▽
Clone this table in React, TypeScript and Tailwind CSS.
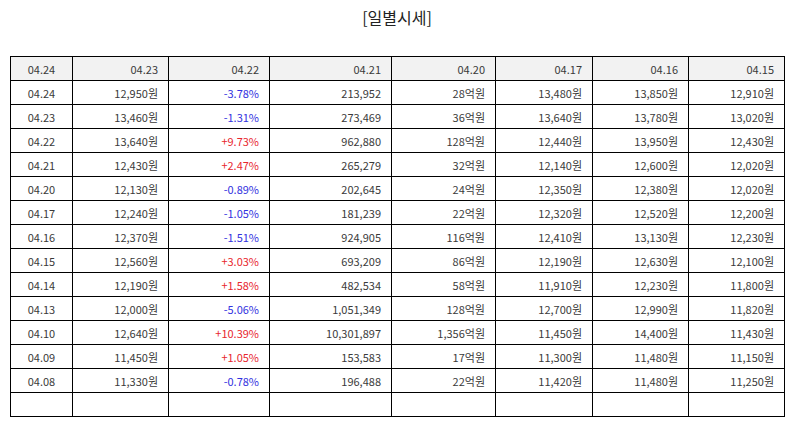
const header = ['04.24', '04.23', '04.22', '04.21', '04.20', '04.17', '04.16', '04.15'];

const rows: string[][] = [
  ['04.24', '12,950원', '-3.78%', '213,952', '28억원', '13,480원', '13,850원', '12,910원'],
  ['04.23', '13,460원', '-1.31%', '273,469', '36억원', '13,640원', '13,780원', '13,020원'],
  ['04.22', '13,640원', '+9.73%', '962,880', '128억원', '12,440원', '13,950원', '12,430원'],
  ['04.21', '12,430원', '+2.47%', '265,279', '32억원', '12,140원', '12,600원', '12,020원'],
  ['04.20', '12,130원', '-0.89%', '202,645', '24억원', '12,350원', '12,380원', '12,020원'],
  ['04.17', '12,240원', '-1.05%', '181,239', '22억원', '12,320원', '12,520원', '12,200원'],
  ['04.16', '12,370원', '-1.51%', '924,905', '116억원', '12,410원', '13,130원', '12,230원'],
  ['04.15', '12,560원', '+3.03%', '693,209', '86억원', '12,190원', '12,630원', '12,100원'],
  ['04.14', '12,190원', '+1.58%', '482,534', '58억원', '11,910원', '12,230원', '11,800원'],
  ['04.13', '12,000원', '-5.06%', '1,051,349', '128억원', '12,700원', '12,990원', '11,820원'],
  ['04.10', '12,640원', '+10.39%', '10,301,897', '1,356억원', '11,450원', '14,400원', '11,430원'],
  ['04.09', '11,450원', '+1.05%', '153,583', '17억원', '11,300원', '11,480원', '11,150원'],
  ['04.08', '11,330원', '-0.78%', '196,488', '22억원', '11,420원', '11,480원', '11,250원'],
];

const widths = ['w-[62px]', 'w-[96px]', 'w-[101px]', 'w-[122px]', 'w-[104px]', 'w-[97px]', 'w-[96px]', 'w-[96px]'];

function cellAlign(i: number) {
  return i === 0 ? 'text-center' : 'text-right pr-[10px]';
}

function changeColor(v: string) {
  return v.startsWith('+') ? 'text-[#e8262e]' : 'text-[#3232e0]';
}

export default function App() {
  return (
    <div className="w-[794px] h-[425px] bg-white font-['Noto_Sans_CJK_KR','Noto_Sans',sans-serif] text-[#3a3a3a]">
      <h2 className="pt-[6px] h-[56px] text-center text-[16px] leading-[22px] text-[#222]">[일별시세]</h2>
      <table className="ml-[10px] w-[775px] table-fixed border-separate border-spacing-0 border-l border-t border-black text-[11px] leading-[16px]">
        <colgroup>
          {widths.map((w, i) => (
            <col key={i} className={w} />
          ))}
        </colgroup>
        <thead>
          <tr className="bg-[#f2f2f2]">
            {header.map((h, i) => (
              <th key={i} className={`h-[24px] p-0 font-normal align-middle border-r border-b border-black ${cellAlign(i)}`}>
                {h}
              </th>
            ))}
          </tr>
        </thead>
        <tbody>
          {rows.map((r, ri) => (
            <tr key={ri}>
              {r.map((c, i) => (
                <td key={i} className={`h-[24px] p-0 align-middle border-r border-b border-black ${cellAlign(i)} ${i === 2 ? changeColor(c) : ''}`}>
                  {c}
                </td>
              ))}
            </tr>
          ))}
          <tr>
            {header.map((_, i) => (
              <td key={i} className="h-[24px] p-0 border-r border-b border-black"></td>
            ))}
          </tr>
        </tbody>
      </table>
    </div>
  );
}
△
TASK GOAL -
Repeat all of the data above word for word, minus the pictures.

RESPONSE TO THIS TASK -
Clone this table in React, TypeScript and Tailwind CSS.
const header = ['04.24', '04.23', '04.22', '04.21', '04.20', '04.17', '04.16', '04.15'];

const rows: string[][] = [
  ['04.24', '12,950원', '-3.78%', '213,952', '28억원', '13,480원', '13,850원', '12,910원'],
  ['04.23', '13,460원', '-1.31%', '273,469', '36억원', '13,640원', '13,780원', '13,020원'],
  ['04.22', '13,640원', '+9.73%', '962,880', '128억원', '12,440원', '13,950원', '12,430원'],
  ['04.21', '12,430원', '+2.47%', '265,279', '32억원', '12,140원', '12,600원', '12,020원'],
  ['04.20', '12,130원', '-0.89%', '202,645', '24억원', '12,350원', '12,380원', '12,020원'],
  ['04.17', '12,240원', '-1.05%', '181,239', '22억원', '12,320원', '12,520원', '12,200원'],
  ['04.16', '12,370원', '-1.51%', '924,905', '116억원', '12,410원', '13,130원', '12,230원'],
  ['04.15', '12,560원', '+3.03%', '693,209', '86억원', '12,190원', '12,630원', '12,100원'],
  ['04.14', '12,190원', '+1.58%', '482,534', '58억원', '11,910원', '12,230원', '11,800원'],
  ['04.13', '12,000원', '-5.06%', '1,051,349', '128억원', '12,700원', '12,990원', '11,820원'],
  ['04.10', '12,640원', '+10.39%', '10,301,897', '1,356억원', '11,450원', '14,400원', '11,430원'],
  ['04.09', '11,450원', '+1.05%', '153,583', '17억원', '11,300원', '11,480원', '11,150원'],
  ['04.08', '11,330원', '-0.78%', '196,488', '22억원', '11,420원', '11,480원', '11,250원'],
];

const widths = ['w-[62px]', 'w-[96px]', 'w-[101px]', 'w-[122px]', 'w-[104px]', 'w-[97px]', 'w-[96px]', 'w-[96px]'];

function cellAlign(i: number) {
  return i === 0 ? 'text-center' : 'text-right pr-[10px]';
}

function changeColor(v: string) {
  return v.startsWith('+') ? 'text-[#e8262e]' : 'text-[#3232e0]';
}

export default function App() {
  return (
    <div className="w-[794px] h-[425px] bg-white font-['Noto_Sans_CJK_KR','Noto_Sans',sans-serif] text-[#3a3a3a]">
      <h2 className="pt-[6px] h-[56px] text-center text-[16px] leading-[22px] text-[#222]">[일별시세]</h2>
      <table className="ml-[10px] w-[775px] table-fixed border-separate border-spacing-0 border-l border-t border-black text-[11px] leading-[16px]">
        <colgroup>
          {widths.map((w, i) => (
            <col key={i} className={w} />
          ))}
        </colgroup>
        <thead>
          <tr className="bg-[#f2f2f2]">
            {header.map((h, i) => (
              <th key={i} className={`h-[24px] p-0 font-normal align-middle border-r border-b border-black ${cellAlign(i)}`}>
                {h}
              </th>
            ))}
          </tr>
        </thead>
        <tbody>
          {rows.map((r, ri) => (
            <tr key={ri}>
              {r.map((c, i) => (
                <td key={i} className={`h-[24px] p-0 align-middle border-r border-b border-black ${cellAlign(i)} ${i === 2 ? changeColor(c) : ''}`}>
                  {c}
                </td>
              ))}
            </tr>
          ))}
          <tr>
            {header.map((_, i) => (
              <td key={i} className="h-[24px] p-0 border-r border-b border-black"></td>
            ))}
          </tr>
        </tbody>
      </table>
    </div>
  );
}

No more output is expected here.